I got out of the subway station and walked toward Central Park. I passed the Plaza Hotel. It was already fall; the leaves were turning brown and dropping.
I entered the park at 59th Street and walked up the path toward the zoo. When I got to the entrance my heart sank. There were about twenty-five benches in a row. People were sitting on seven of them.
How was I supposed to know which was him?
I walked up and down the row. No one gave me a second look. Finally I sat down next to a man. He paid no attention.
My watch said 4:02. Maybe he was late.
Once I was hiding in a potato cellar when the SS came. The entrance was hidden by a thin layer of hay. Their footsteps approached, I could hear them speaking as if they were inside my ears. There were two of them. One said, My wife is sleeping with another man, and the other said, How do you know? and the first said, I don’t, I only suspect it, to which the second said, Why do you suspect it? while my heart went into cardiac arrest, It’s just a feeling, the first said and I imagined the bullet that would enter my brain, I can’t think straight, he said, I’ve lost my appetite completely.
Fifteen minutes passed, then twenty. The man next to me got up and walked away. A woman sat down and opened a book. One bench down, another woman got up. Two benches down a mother sat and rocked her baby’s carriage next to an old man. Three benches down a couple laughed and held hands. Then I watched them get up and walk away. The mother stood and pushed her baby away. It was the woman, the old man, and I. Another twenty minutes passed. It was getting late. I figured whoever he was wasn’t going to come. The woman closed her book and walked away. The old man and I were the only ones left. I got up to leave. I was disappointed. I don’t know what I’d hoped for. I started to leave. I passed the old man. There was a card safety-pinned to his chest. It said: MY NAME IS LEO GURSKY I HAVE NO FAMILY PLEASE CALL PINELAWN CEMETERY I HAVE A PLOT THERE IN THE JEWISH PART THANK YOU FOR YOUR CONSIDERATION.
Because of that wife who got tired of waiting for her soldier, I lived.
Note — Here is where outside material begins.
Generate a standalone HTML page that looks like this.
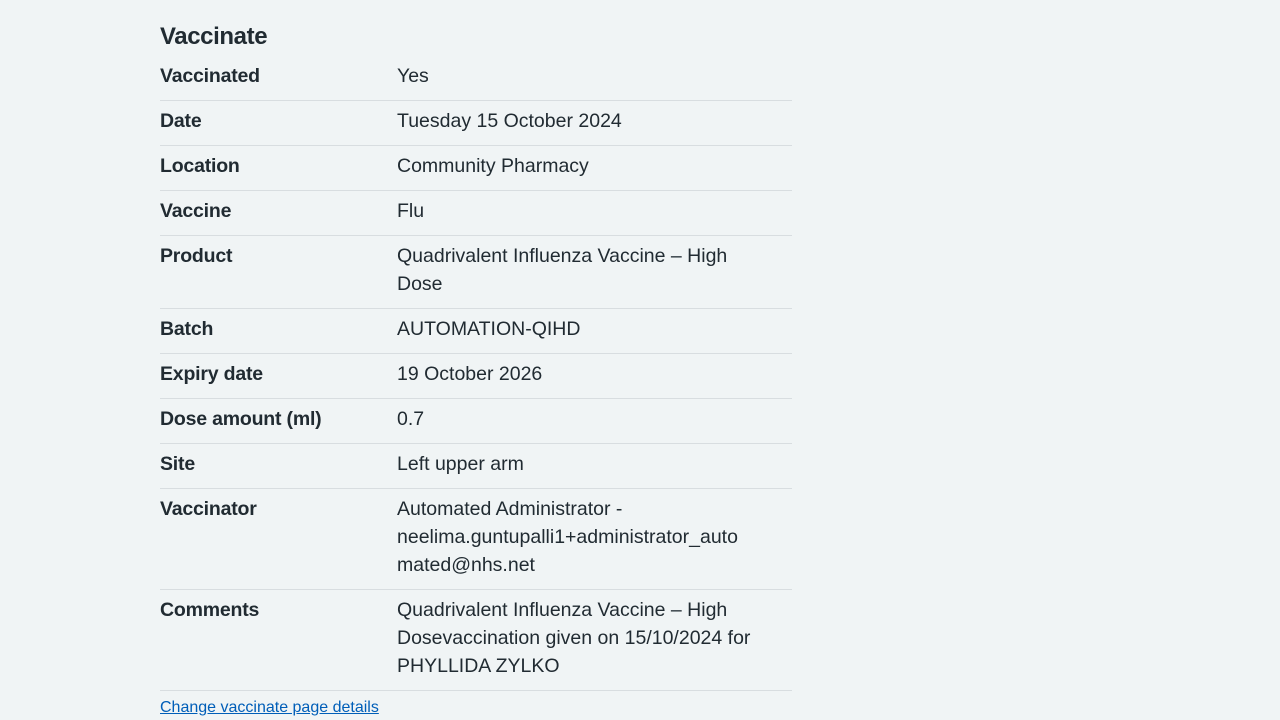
<!DOCTYPE html>
<html><head><meta charset="utf-8">
<style>
html,body{margin:0;padding:0;background:#f0f4f5;}
body{width:1280px;height:720px;overflow:hidden;font-family:"Liberation Sans",Arial,sans-serif;color:#212b32;}
.wrap{position:absolute;left:160px;top:0;width:632px;}
h2{margin:0;position:absolute;top:21px;left:0;font-size:24px;line-height:32px;font-weight:bold;letter-spacing:-0.4px;}
.list{position:absolute;top:56px;left:0;width:632px;}
.row{display:flex;border-bottom:1px solid #d8dde0;padding:6px 0 10px 0;font-size:19.5px;line-height:28px;height:28px;}
.row.l2{height:56px;}
.row.l3{height:84px;}
.row .k{width:237px;font-weight:bold;letter-spacing:-0.2px;}
.row .v{flex:1;white-space:nowrap;}
a{position:absolute;left:160px;top:698px;font-family:"Liberation Sans",Arial,sans-serif;font-size:16px;line-height:20px;color:#005eb8;text-decoration:underline;}
</style></head><body>
<div class="wrap">
<h2>Vaccinate</h2>
<div class="list">
<div class="row"><div class="k">Vaccinated</div><div class="v">Yes</div></div>
<div class="row"><div class="k">Date</div><div class="v">Tuesday 15 October 2024</div></div>
<div class="row"><div class="k">Location</div><div class="v">Community Pharmacy</div></div>
<div class="row"><div class="k">Vaccine</div><div class="v">Flu</div></div>
<div class="row l2"><div class="k">Product</div><div class="v">Quadrivalent Influenza Vaccine – High<br>Dose</div></div>
<div class="row"><div class="k">Batch</div><div class="v">AUTOMATION-QIHD</div></div>
<div class="row"><div class="k">Expiry date</div><div class="v">19 October 2026</div></div>
<div class="row"><div class="k">Dose amount (ml)</div><div class="v">0.7</div></div>
<div class="row"><div class="k">Site</div><div class="v">Left upper arm</div></div>
<div class="row l3"><div class="k">Vaccinator</div><div class="v">Automated Administrator -<br>neelima.guntupalli1+administrator_auto<br>mated@nhs.net</div></div>
<div class="row l3"><div class="k">Comments</div><div class="v">Quadrivalent Influenza Vaccine – High<br>Dosevaccination given on 15/10/2024 for<br>PHYLLIDA ZYLKO</div></div>
</div>
</div>
<a href="#">Change vaccinate page details</a>
</body></html>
All he had to do was poke the hay to discover that there was nothing beneath it; if he hadn’t had so much on his mind I’d have been found. Sometimes I wonder what happened to her. I like to imagine the first time she leaned in to kiss that stranger, how she must have felt herself falling for him, or perhaps simply away from her loneliness, and it’s like some tiny nothing that sets off a natural disaster halfway across the world, only this was the opposite of disaster, how by accident she saved me with that thoughtless act of grace, and she never knew, and how that, too, is part of the history of love.
I stood in front of him.
He barely seemed to notice.
I said, “My name is Alma.”
And that’s when I saw her. It’s strange what the mind can do when the heart is giving the directions. She looked different than I remembered her. And yet. The same. The eyes: that’s how I knew her. I thought, So this is how they send the angel. Stalled at the age when she loved you most.